**EXCERPTED RECORDS:**
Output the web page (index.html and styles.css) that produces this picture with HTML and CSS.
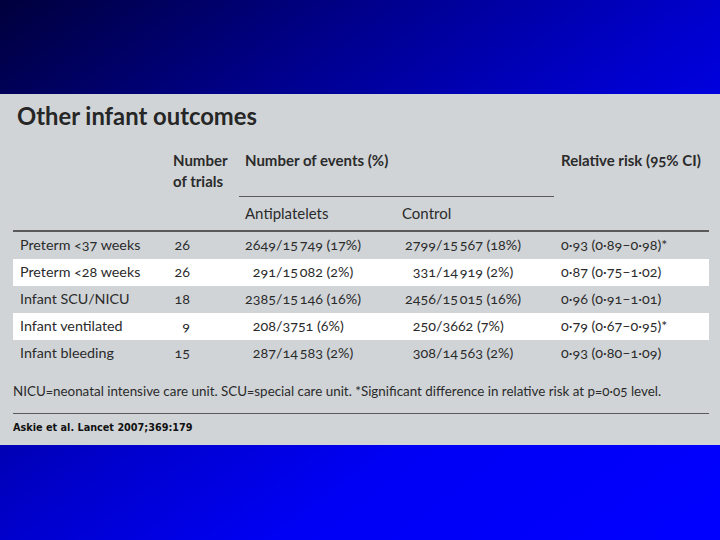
FILE: index.html
```html
<!DOCTYPE html>
<html>
<head>
<meta charset="utf-8">
<link rel="stylesheet" href="styles.css">
</head>
<body>
<div class="slide">
  <div class="band-top"></div>
  <div class="panel">
    <h1 class="title">Other infant outcomes</h1>
    <div class="thead">
      <div class="h-label"></div>
      <div class="h-trials">Number<br>of trials</div>
      <div class="h-events">Number of events (%)</div>
      <div class="h-rr">Relative risk (95% CI)</div>
      <div class="h-sub h-anti">Antiplatelets</div>
      <div class="h-sub h-ctrl">Control</div>
    </div>
    <div class="tbody">
      <div class="row">
        <div class="c-label">Preterm &lt;37 weeks</div>
        <div class="c-trials">26</div>
        <div class="c-anti"><span class="num">2649</span>/15&#8201;749 (17%)</div>
        <div class="c-ctrl"><span class="num">2799</span>/15&#8201;567 (18%)</div>
        <div class="c-rr">0·93 (0·89–0·98)*</div>
      </div>
      <div class="row alt">
        <div class="c-label">Preterm &lt;28 weeks</div>
        <div class="c-trials">26</div>
        <div class="c-anti"><span class="num">291</span>/15&#8201;082 (2%)</div>
        <div class="c-ctrl"><span class="num">331</span>/14&#8201;919 (2%)</div>
        <div class="c-rr">0·87 (0·75–1·02)</div>
      </div>
      <div class="row">
        <div class="c-label">Infant SCU/NICU</div>
        <div class="c-trials">18</div>
        <div class="c-anti"><span class="num">2385</span>/15&#8201;146 (16%)</div>
        <div class="c-ctrl"><span class="num">2456</span>/15&#8201;015 (16%)</div>
        <div class="c-rr">0·96 (0·91–1·01)</div>
      </div>
      <div class="row alt">
        <div class="c-label">Infant ventilated</div>
        <div class="c-trials">9</div>
        <div class="c-anti"><span class="num">208</span>/3751 (6%)</div>
        <div class="c-ctrl"><span class="num">250</span>/3662 (7%)</div>
        <div class="c-rr">0·79 (0·67–0·95)*</div>
      </div>
      <div class="row">
        <div class="c-label">Infant bleeding</div>
        <div class="c-trials">15</div>
        <div class="c-anti"><span class="num">287</span>/14&#8201;583 (2%)</div>
        <div class="c-ctrl"><span class="num">308</span>/14&#8201;563 (2%)</div>
        <div class="c-rr">0·93 (0·80–1·09)</div>
      </div>
    </div>
    <p class="footnote">NICU=neonatal intensive care unit. SCU=special care unit. *Significant difference in relative risk at p=0·05 level.</p>
    <p class="source">Askie et al. Lancet 2007;369:179</p>
  </div>
  <div class="band-bottom"></div>
</div>
</body>
</html>
```

FILE: styles.css
```css
html, body {
  margin: 0;
  padding: 0;
}

body {
  width: 720px;
  height: 540px;
  overflow: hidden;
  background: linear-gradient(to bottom right, #00003c 0%, #000088 25%, #0000cc 50%, #0000f5 70%, #0000ff 100%);
  font-family: Lato, "Open Sans", sans-serif;
  color: #2b2b2b;
}

.slide {
  display: flex;
  flex-direction: column;
  height: 540px;
}

.band-top {
  height: 94px;
  flex: none;
}

.panel {
  background: #d0d4d7;
  padding: 6px 11px 0 13px;
  height: 351px;
  box-sizing: border-box;
  font-variant-numeric: oldstyle-nums;
}

.title {
  margin: 0 0 0 4px;
  font-size: 23.8px;
  line-height: 32px;
  font-weight: 700;
  color: #262626;
}

.thead {
  display: grid;
  grid-template-columns: 152px 70px 160px 159px 155px;
  grid-template-rows: 53px 33px;
  margin-top: 12px;
  border-bottom: 2px solid #5a5a5a;
  font-size: 15px;
}

.h-trials {
  grid-column: 2;
  grid-row: 1;
  padding: 6px 0 0 8px;
  font-weight: 700;
  line-height: 21px;
}

.h-events {
  grid-column: 3 / span 2;
  grid-row: 1;
  margin-left: 4px;
  padding: 6px 0 0 6px;
  font-weight: 700;
  line-height: 21px;
  border-bottom: 1px solid #5a5a5a;
}

.h-rr {
  grid-column: 5;
  grid-row: 1;
  padding: 6px 0 0 7px;
  font-weight: 700;
  line-height: 21px;
}

.h-sub {
  grid-row: 2;
  display: flex;
  align-items: center;
  padding-bottom: 1px;
}

.h-anti {
  grid-column: 3;
  padding-left: 10px;
}

.h-ctrl {
  grid-column: 4;
  padding-left: 7px;
}

.row {
  display: grid;
  grid-template-columns: 152px 70px 160px 159px 155px;
  height: 27px;
  align-items: center;
  font-size: 14.3px;
  padding-bottom: 2px;
  box-sizing: border-box;
}

.alt {
  background: #ffffff;
}

.c-label {
  padding-left: 7px;
}

.c-trials {
  width: 25px;
  text-align: right;
}

.num {
  display: inline-block;
  width: 34px;
  text-align: right;
}

.c-anti {
  padding-left: 7px;
}

.c-ctrl {
  padding-left: 7px;
}

.c-rr {
  padding-left: 7px;
}

.footnote {
  margin: 15px 0 0 0;
  padding-bottom: 13px;
  border-bottom: 1px solid #5a5a5a;
  font-size: 13.4px;
  line-height: 18px;
}

.source {
  margin: 6px 0 0 0;
  font-family: "DejaVu Sans", sans-serif;
  font-weight: 700;
  font-size: 9.7px;
  line-height: 16px;
  color: #111;
}

.band-bottom {
  flex: 1;
}
```
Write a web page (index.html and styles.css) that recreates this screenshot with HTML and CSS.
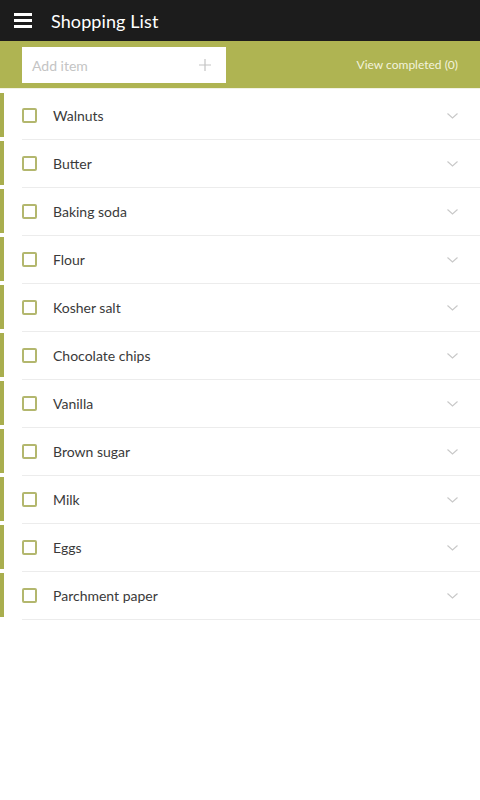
FILE: index.html
```html
<!DOCTYPE html>
<html>
<head>
<meta charset="utf-8">
<link rel="stylesheet" href="styles.css">
</head>
<body>
<header class="topbar">
  <span class="menu"><i></i><i></i><i></i></span>
  <h1 class="title">Shopping List</h1>
</header>
<div class="addbar">
  <div class="addbox">
    <span class="placeholder">Add item</span>
    <svg class="plus" width="12" height="12" viewBox="0 0 12 12"><path d="M6 0V12M0 6H12" stroke="#c4c4c4" stroke-width="1.2" fill="none"/></svg>
  </div>
  <span class="viewdone">View completed (0)</span>
</div>
<ul class="list">
  <li class="item"><span class="check"></span><span class="name">Walnuts</span><svg class="chev" width="11" height="6" viewBox="0 0 11 6"><path d="M0.5 0.5L5.5 5L10.5 0.5" stroke="#c8c8c8" stroke-width="1.1" fill="none"/></svg></li>
  <li class="item"><span class="check"></span><span class="name">Butter</span><svg class="chev" width="11" height="6" viewBox="0 0 11 6"><path d="M0.5 0.5L5.5 5L10.5 0.5" stroke="#c8c8c8" stroke-width="1.1" fill="none"/></svg></li>
  <li class="item"><span class="check"></span><span class="name">Baking soda</span><svg class="chev" width="11" height="6" viewBox="0 0 11 6"><path d="M0.5 0.5L5.5 5L10.5 0.5" stroke="#c8c8c8" stroke-width="1.1" fill="none"/></svg></li>
  <li class="item"><span class="check"></span><span class="name">Flour</span><svg class="chev" width="11" height="6" viewBox="0 0 11 6"><path d="M0.5 0.5L5.5 5L10.5 0.5" stroke="#c8c8c8" stroke-width="1.1" fill="none"/></svg></li>
  <li class="item"><span class="check"></span><span class="name">Kosher salt</span><svg class="chev" width="11" height="6" viewBox="0 0 11 6"><path d="M0.5 0.5L5.5 5L10.5 0.5" stroke="#c8c8c8" stroke-width="1.1" fill="none"/></svg></li>
  <li class="item"><span class="check"></span><span class="name">Chocolate chips</span><svg class="chev" width="11" height="6" viewBox="0 0 11 6"><path d="M0.5 0.5L5.5 5L10.5 0.5" stroke="#c8c8c8" stroke-width="1.1" fill="none"/></svg></li>
  <li class="item"><span class="check"></span><span class="name">Vanilla</span><svg class="chev" width="11" height="6" viewBox="0 0 11 6"><path d="M0.5 0.5L5.5 5L10.5 0.5" stroke="#c8c8c8" stroke-width="1.1" fill="none"/></svg></li>
  <li class="item"><span class="check"></span><span class="name">Brown sugar</span><svg class="chev" width="11" height="6" viewBox="0 0 11 6"><path d="M0.5 0.5L5.5 5L10.5 0.5" stroke="#c8c8c8" stroke-width="1.1" fill="none"/></svg></li>
  <li class="item"><span class="check"></span><span class="name">Milk</span><svg class="chev" width="11" height="6" viewBox="0 0 11 6"><path d="M0.5 0.5L5.5 5L10.5 0.5" stroke="#c8c8c8" stroke-width="1.1" fill="none"/></svg></li>
  <li class="item"><span class="check"></span><span class="name">Eggs</span><svg class="chev" width="11" height="6" viewBox="0 0 11 6"><path d="M0.5 0.5L5.5 5L10.5 0.5" stroke="#c8c8c8" stroke-width="1.1" fill="none"/></svg></li>
  <li class="item"><span class="check"></span><span class="name">Parchment paper</span><svg class="chev" width="11" height="6" viewBox="0 0 11 6"><path d="M0.5 0.5L5.5 5L10.5 0.5" stroke="#c8c8c8" stroke-width="1.1" fill="none"/></svg></li>
</ul>
</body>
</html>
```
FILE: styles.css
```css
* { box-sizing: border-box; }
html, body { margin: 0; padding: 0; background: #fff; }
body { font-family: Lato, "Open Sans", sans-serif; width: 480px; }

.topbar {
  height: 41px;
  background: #1c1c1c;
  display: flex;
  align-items: center;
  padding-left: 14px;
}
.menu { display: flex; flex-direction: column; gap: 3px; width: 18px; }
.menu i { display: block; height: 3px; background: #fff; }
.title {
  margin: 0 0 0 19px;
  color: #fff;
  font-size: 18px;
  font-weight: 400;
  letter-spacing: 0.1px;
}

.addbar {
  height: 48px;
  background: #afb452;
  display: flex;
  align-items: flex-start;
  padding: 6px 22px 0 22px;
  border-bottom: 1px solid #f2f2e4;
}
.addbox {
  width: 204px;
  height: 36px;
  background: #fff;
  display: flex;
  align-items: center;
  justify-content: space-between;
  padding: 0 15px 0 10px;
}
.placeholder { color: #c4c4c4; font-size: 14px; }
.viewdone {
  margin-left: auto;
  color: #f3f3dc;
  font-size: 12px;
  line-height: 36px;
}

.list { list-style: none; margin: 0; padding: 3px 0 0 0; }
.item {
  height: 48px;
  display: flex;
  align-items: center;
  padding-left: 22px;
  padding-right: 22px;
  padding-bottom: 1px;
  position: relative;
}
.item::before {
  content: "";
  position: absolute;
  left: 0;
  top: 1px;
  width: 4px;
  height: 44px;
  background: #a9ae4e;
}
.item::after {
  content: "";
  position: absolute;
  left: 22px;
  right: 0;
  bottom: 0;
  height: 1px;
  background: #ececec;
}
.check {
  width: 15px;
  height: 15px;
  border: 2px solid #b3b76e;
  border-radius: 2px;
  flex: none;
}
.name {
  margin-left: 16px;
  color: #3a3a3a;
  font-size: 14px;
}
.chev { margin-left: auto; }
```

**THE TASK:**
Only lines with "index" are wanted here; list each of them.

**SOLUTION TO THIS TASK:**
Output the web page (index.html and styles.css) that produces this picture with HTML and CSS.
FILE: index.html
Write a web page (index.html and styles.css) that recreates this screenshot with HTML and CSS.
FILE: index.html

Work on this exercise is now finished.